Cuando Santander se quemó en 1941, su reconstrucción allanó la zona destruida para modernizar la ciudad. Para ello erradicó el monte anexo a la catedral que se prolongaba hasta la calle Alta y sus piedras y rocas se depositaron en el mar, para ganar terreno en la ensenada del istmo de la península de la Magdalena, en la ensenada del Camello, que se urbanizaría posteriormente. Años después, se crearía la playa artificial que hoy disfrutamos. Fue en tiempos en los que Juan Hormaechea era alcalde de Santander. Lo recuerdo porque alguno le acusó de crear la playa por el capricho personal de tener el arenal cerca de su casa. Feliz capricho.
Pero si las rocas, las palabras y hasta Hormaechea pueden ser caprichosos ¿qué podíamos decir de las personas en general?

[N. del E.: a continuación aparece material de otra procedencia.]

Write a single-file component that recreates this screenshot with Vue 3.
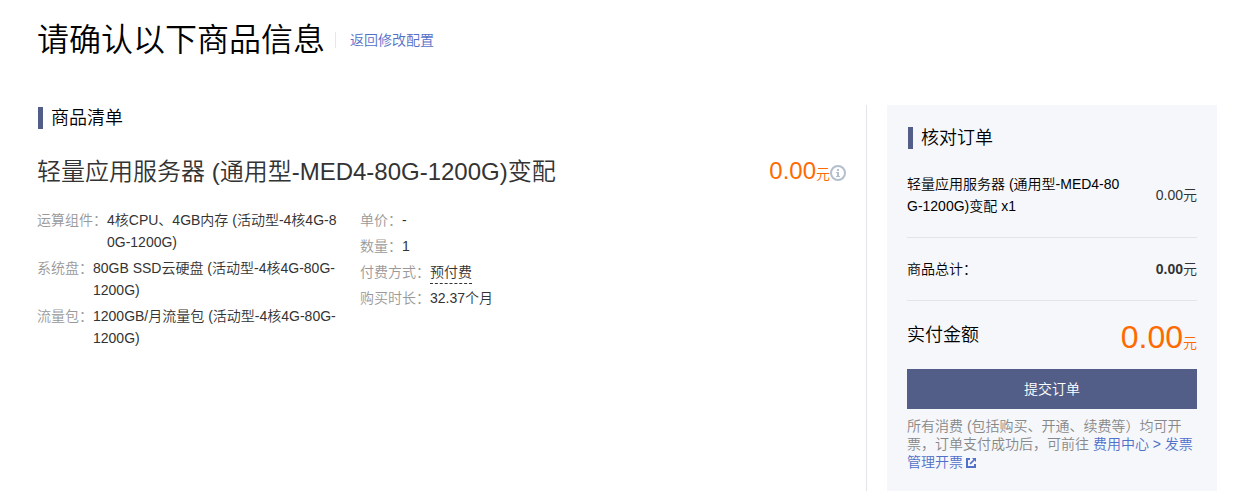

En tiempos en los que el conocimiento de la fauna y flora no gozaban de tanta divulgación popular ¿qué importancia podía tener una joroba más o una joroba menos? Porque, si nos guiamos por la ortodoxia de lo correcto, los arrecifes, la ensenada y la playa de El Camello no deberían llamarse así, sino los arrecifes, la ensenada y la playa de El Dromedario.
Intentar corregir el error ya es misión imposible. Ahí quedará siempre esculpida esa figura de solitaria joroba como alegato al capricho. Y como escribía Oscar Wilde en su retrato de Dorian Gray, «la única diferencia entre un capricho y una pasión eterna es que el capricho dura algo más», acaso hasta una eternidad.